Bust Up the Banks; 'Banking Should Be Boring,' Says Elizabeth Warren
July 12, 2013 - 9:23 AM
(CNSNews.com) - Sen. Elizabeth Warren (D-Mass.), alarmed that big banks are getting bigger, says she has a plan to bust them apart.
To prevent another financial crisis, Warren wants to revive portions of the Banking Act of 1933, dubbed Glass-Steagall, a law passed after the Great Depression to separate commercial banking from investment banking. "Banking should be boring," she told MSNBC's "Morning Joe" on Friday.
In 1933, "We separated what's called commercial banking -- that's your checking account, the savings account, the part that has FDIC insurance -- from all of the risk taking activities, you know, the gambling that takes place on Wall Street. And we built a big wall between those two, and it worked for nearly 50 years," Warren said.
"But the banks wanted the profits you get from the high-risk gambling. And the high-risk (gamblers) wanted access to the money in those checking accounts and those deposit accounts. And so they kept hammering on Washington -- 'Come on, change it, change it, change it.' The regulators started opening up loopholes in that Act and then finally in 1999, Congress just got rid of what was left of the old Glass-Steagall law. So we get the crisis in 2008."
According to the commission created by Congress to examine the causes of the 2008 financial crisis, "it was the collapse of the housing bubble -- fueled by
low interest rates, easy and available credit, scant regulation, and toxic mortgages...that ignited a string of events, which led to a full-blown crisis in the fall of 2008."
The report notes that plenty of warning signs were ignored or discounted before the failure of Lehman Brothers caused credit markets to seize up and the stock market to fall, plunging the economy into recession. But "little meaningful action was taken to quell the threats in a timely manner," the report concluded.
Warren said her effort to pass a 21st century Glass-Steagall Act has the support of Sens. John McCain (R-Ariz.), Maria Cantwell (D-Wash), and Angus King (I-Maine).
The basic principle, she said: "If you want to take risks, do it on Wall Street, do it somewhere else without deposit money that's insured by the federal government.
Banking should be boring," she said.
Dodd-Frank is 'not enough'
Why didn't the separation of commercial and investment banking happen in the Dodd-Frank Wall Street Reform and Consumer Protection Act? Warren was asked.
The senator hinted at incrementalism: "Remember, when we adopted Dodd-Frank in 2010, there were a whole lot of moving parts.
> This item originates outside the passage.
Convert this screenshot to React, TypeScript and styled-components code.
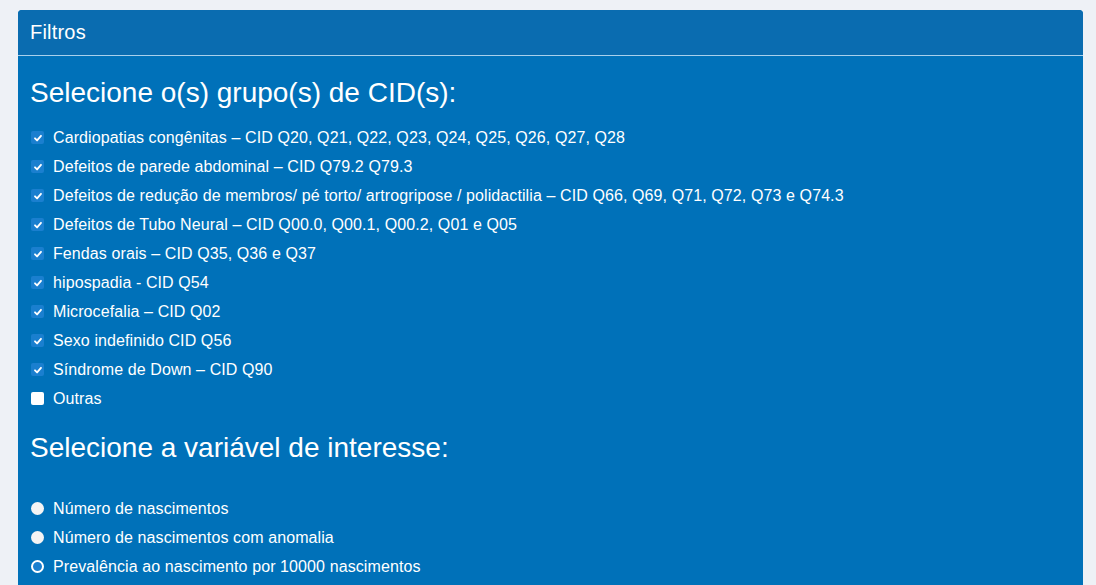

And there were people who said, 'Look, we're putting a lot of new restrictions in place on the financial institutions, let's get started, let's get these underway.'
Warren, noting that biggest four financial institutions are 30 percent bigger now than they were in 2008, said "we have tried some pieces that have wound some of the risk out of the system...It's just that now we need to do some more. Because it's not enough."